XADD TestRun * task <TestRun Object in JSON string>
The JSON schema of the TestRun object is as follows:
{
"$schema": "https://json-schema.org/draft/2020-12/schema",
"$id": "/aiverify.taskqueue.testrun.schema.json",
"title": "Test Run Task Schema",
"description": "Schema for Test Run tasks",
"type": "object",
"properties": {
"id": {
"description": "A generated unique identifier that is used to uniquely identify the task in the task queue.",
"type": "string"
},
"mode": {
"description": "Whether run model natively or use API based testing",
"type": "string",
"enum": [
"upload",
"api"
]
},
"algorithmId": {
"description": "Algorithm ID of the algorithm to run",
"type": "string"
},
"algorithmHash": {
"description": "Hash of the algorithm zip download",
"type": "string"
},
"testDataset": {
"description": "Data path to test dataset with labels",
"type": "string"
},
"testDatasetHash": {
"description": "Hash of the test dataset file or zip",
"type": "string"
},
"groundTruthDataset": {
"description": "Path to dataset with ground truth",
"type": "string"
},
"groundTruthDatasetHash": {
"description": "Hash of the ground truth dataset file or zip",
"type": "string"
},
"groundTruth": {
"description": "Name of column containing the labels",
"type": "string"
},
"modelFile": {
"description": "Model path to the saved offline model",
"type": "string"
},
"modelFileHash": {
"description": "Hash of the model file or zip",
"type": "string"
},
"apiSchema": {
"description": "Openapi V3 describing the API"
},
"apiConfig": {
"description": "Config file for API",
},
"modelType": {
"description": "The type of model",
"type": "string",
"enum": [
"classification",
"regression",
"uplift"
]
},
"algorithmArgs": {
"description": "JSON object in the format as described in the algorithm input schema."
}
},
"required": [
"id",
"mode",
"testDataset",
"testDatasetHash",
"algorithmId",
"algorithmArgs"
],
"if": {
"properties": {
"mode": {
"const": "upload"
}
}
},
"then": {
"required": [
"modelFile",
"modelFileHash"
]
},
"else": {
"required": [
"apiSchema",
"apiConfig"
]
}
}The Test Engine Workers reads jobs from the Task Queue using the XREADGROUP command in Valkey Streams, which allows workers to consume messages as part of a consumer group. This ensures that jobs are distributed among multiple workers while maintaining processing order and avoiding duplication. Each worker reads pending jobs from the queue, processes them, and acknowledges completion, enabling fault tolerance by allowing job reprocessing in case of worker failures.

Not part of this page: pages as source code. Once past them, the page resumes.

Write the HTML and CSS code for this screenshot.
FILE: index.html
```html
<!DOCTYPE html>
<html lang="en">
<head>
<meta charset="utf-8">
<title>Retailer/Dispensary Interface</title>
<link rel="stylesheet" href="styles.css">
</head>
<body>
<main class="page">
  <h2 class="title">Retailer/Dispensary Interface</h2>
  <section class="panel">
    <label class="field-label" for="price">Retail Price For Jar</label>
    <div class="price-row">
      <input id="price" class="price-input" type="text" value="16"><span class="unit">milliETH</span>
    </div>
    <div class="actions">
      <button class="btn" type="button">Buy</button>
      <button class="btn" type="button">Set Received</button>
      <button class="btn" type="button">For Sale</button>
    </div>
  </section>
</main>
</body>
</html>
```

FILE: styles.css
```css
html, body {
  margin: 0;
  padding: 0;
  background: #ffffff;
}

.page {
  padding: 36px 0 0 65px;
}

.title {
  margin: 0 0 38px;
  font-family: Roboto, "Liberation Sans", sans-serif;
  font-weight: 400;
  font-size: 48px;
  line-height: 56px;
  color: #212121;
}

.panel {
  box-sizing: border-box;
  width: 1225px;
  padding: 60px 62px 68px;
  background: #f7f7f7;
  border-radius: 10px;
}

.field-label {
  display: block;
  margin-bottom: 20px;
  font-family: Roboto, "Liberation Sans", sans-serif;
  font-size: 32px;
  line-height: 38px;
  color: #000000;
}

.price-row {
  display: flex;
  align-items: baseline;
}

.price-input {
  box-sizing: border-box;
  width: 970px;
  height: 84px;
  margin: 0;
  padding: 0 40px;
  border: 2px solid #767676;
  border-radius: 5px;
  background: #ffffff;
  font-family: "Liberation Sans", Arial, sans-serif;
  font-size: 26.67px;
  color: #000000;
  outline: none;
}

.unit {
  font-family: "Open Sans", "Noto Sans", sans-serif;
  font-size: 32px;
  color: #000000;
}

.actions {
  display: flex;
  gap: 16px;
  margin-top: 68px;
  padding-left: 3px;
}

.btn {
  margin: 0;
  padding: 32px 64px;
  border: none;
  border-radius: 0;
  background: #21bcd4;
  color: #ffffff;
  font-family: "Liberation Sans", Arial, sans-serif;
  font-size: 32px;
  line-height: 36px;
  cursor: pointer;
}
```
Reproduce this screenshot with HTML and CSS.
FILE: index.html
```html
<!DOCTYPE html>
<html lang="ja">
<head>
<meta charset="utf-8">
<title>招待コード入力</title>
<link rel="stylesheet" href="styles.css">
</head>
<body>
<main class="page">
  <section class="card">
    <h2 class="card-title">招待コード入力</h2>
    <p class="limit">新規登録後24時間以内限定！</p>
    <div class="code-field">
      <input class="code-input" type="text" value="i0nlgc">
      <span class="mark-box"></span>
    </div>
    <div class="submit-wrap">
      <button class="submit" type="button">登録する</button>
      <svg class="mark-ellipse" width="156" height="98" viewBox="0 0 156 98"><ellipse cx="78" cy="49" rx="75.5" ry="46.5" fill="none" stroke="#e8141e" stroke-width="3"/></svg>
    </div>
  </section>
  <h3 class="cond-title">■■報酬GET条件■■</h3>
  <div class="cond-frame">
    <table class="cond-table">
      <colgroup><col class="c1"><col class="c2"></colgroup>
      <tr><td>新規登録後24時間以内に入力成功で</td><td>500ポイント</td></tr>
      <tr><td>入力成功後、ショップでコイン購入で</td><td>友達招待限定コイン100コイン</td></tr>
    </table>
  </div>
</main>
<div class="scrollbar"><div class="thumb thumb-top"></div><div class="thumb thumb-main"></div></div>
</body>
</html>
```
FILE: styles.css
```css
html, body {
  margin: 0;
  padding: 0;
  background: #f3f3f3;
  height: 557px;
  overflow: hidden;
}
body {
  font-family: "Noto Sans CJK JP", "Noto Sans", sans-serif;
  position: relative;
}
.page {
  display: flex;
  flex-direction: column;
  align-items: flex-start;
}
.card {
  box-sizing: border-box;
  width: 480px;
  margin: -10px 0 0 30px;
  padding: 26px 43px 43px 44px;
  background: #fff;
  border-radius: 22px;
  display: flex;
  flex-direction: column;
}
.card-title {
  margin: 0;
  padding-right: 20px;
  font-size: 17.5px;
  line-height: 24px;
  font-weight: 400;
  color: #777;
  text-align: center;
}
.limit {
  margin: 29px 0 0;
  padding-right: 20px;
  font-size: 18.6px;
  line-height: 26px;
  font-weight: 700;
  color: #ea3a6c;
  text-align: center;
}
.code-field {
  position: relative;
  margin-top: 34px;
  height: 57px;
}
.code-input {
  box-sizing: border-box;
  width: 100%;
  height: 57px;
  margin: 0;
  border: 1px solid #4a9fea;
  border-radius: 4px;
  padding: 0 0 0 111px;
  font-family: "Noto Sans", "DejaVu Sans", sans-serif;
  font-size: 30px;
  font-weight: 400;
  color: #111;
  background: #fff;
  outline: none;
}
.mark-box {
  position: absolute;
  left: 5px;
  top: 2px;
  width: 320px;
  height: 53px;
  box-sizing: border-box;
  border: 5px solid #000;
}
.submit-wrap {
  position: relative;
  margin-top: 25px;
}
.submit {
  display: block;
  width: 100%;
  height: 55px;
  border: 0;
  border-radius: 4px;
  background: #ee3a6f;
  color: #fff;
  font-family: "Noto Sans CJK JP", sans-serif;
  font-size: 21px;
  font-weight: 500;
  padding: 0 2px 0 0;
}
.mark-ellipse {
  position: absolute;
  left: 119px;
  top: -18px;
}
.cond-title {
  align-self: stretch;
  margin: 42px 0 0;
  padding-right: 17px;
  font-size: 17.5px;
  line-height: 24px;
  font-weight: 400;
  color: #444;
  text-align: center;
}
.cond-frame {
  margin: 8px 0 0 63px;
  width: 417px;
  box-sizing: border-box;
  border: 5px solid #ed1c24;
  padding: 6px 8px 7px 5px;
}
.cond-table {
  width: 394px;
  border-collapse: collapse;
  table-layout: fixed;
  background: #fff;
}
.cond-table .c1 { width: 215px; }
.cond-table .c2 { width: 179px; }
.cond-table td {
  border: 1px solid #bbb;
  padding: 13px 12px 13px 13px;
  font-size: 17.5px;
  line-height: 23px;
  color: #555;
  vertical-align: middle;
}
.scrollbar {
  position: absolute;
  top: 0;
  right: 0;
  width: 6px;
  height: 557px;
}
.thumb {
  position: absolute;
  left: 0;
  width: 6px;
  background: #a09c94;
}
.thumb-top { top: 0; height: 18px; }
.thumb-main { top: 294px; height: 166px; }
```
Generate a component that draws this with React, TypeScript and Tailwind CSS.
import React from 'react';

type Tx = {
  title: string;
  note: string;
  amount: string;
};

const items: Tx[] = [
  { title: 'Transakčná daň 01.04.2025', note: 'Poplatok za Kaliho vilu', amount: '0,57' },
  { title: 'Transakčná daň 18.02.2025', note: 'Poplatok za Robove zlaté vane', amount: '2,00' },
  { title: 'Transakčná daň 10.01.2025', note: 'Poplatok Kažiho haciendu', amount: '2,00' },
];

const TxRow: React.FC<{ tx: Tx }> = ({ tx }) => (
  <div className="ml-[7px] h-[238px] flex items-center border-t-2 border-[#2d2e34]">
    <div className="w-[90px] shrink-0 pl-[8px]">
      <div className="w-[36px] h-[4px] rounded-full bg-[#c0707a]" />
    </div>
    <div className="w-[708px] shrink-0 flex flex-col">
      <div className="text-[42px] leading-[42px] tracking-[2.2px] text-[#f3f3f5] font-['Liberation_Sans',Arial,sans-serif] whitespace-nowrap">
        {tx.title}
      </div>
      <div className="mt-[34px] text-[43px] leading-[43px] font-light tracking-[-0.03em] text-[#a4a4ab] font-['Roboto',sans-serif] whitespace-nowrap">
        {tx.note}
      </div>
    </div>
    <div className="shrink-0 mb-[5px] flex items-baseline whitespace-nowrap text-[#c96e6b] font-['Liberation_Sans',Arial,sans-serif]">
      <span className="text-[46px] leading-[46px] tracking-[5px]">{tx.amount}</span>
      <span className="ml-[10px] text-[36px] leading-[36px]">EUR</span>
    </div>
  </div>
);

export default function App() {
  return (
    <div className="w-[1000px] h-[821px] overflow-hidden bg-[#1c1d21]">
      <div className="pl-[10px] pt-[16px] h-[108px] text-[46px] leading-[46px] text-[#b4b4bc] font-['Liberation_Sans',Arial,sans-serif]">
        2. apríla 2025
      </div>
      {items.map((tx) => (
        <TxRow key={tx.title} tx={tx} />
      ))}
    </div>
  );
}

The test execution consists of four main steps:
- Download algorithm and all required model and data files.
- Build the algorithm.
- Execute the test
- Post successful result to the API Gateway.
The test execution process consists of four main steps that are handled sequentially by the Test Engine Worker, ensuring a structured and automated workflow:
-
Download Algorithm and Required Files:
- The worker downloads the necessary test algorithm, model files, and data files from API Gateway.
-
Build the Algorithm:
- The algorithm is built using one of the available approaches to set up the test environment. The build module supports multiple approaches and is implemented as a loadable module, allowing flexibility based on the user environment.
-
Supported build options:
-
venv(default): Uses Python's virtual environment for dependency management. -
docker: Creates an isolated containerized environment for building.
-
-
Execute the Test:
- The test is executed using the selected execution approach. Similar to the build process, execution is handled by a loadable module, dynamically determined based on the environment configuration.
-
Supported execution options:
-
python(default): Runs the test directly using the Python interpreter. -
docker run: Executes the test within a Docker container for isolation. -
kubectl exec: Runs the test inside a Kubernetes pod, enabling cloud-native execution.
-
-
Post Successful Result to API Gateway:
- Once the test execution completes successfully, the results are posted to the API Gateway, ensuring that they are accessible for further processing, reporting, and integration with other systems.
The build and execution modules are designed as loadable modules, meaning they are dynamically loaded during startup based on environment configuration. This design allows for greater flexibility, enabling the system to adapt to different environments and test scenarios without code changes. The module to be used for both the build and execution phases is defined via environment variables, making it easy to switch between different approaches based on the test requirements.
Users can also develop their own custom build and execution modules to suit specific needs. These custom modules can be integrated seamlessly into the system by following the loadable module structure and specifying them via environment variables.
This approach provides a scalable and modular solution, allowing test workflows to run in diverse environments, from local development machines to cloud-based Kubernetes clusters.
The sequence diagram below shows the interactions between the Task Queue, Test Engine Worker and the API Gateway for Test Execution.
sequenceDiagram
participant TaskQueue as Task Queue
participant TEWorker as Test Engine Worker
participant APIGW as API Gateway
TaskQueue->>TEWorker: TaskRun Task
TEWorker->>APIGW: Download Algorithm Zip
APIGW-->>TEWorker: Algorithm Zip
TEWorker->>APIGW: Download Model File
APIGW-->>TEWorker: Model File
TEWorker->>APIGW: Download Dataset File
APIGW-->>TEWorker: Dataset File
TEWorker->>TEWorker: Execute Test
TEWorker->>APIGW: Upload Test Results
APIGW->>TEWorker: Status
All downloads from the API-GW should check whether the item to download already exist in the Test Engine Worker File Cache and match the version given in the Task object. If not, it download the required file or zip from the API Gateway and save it in the File Cache together with the hash.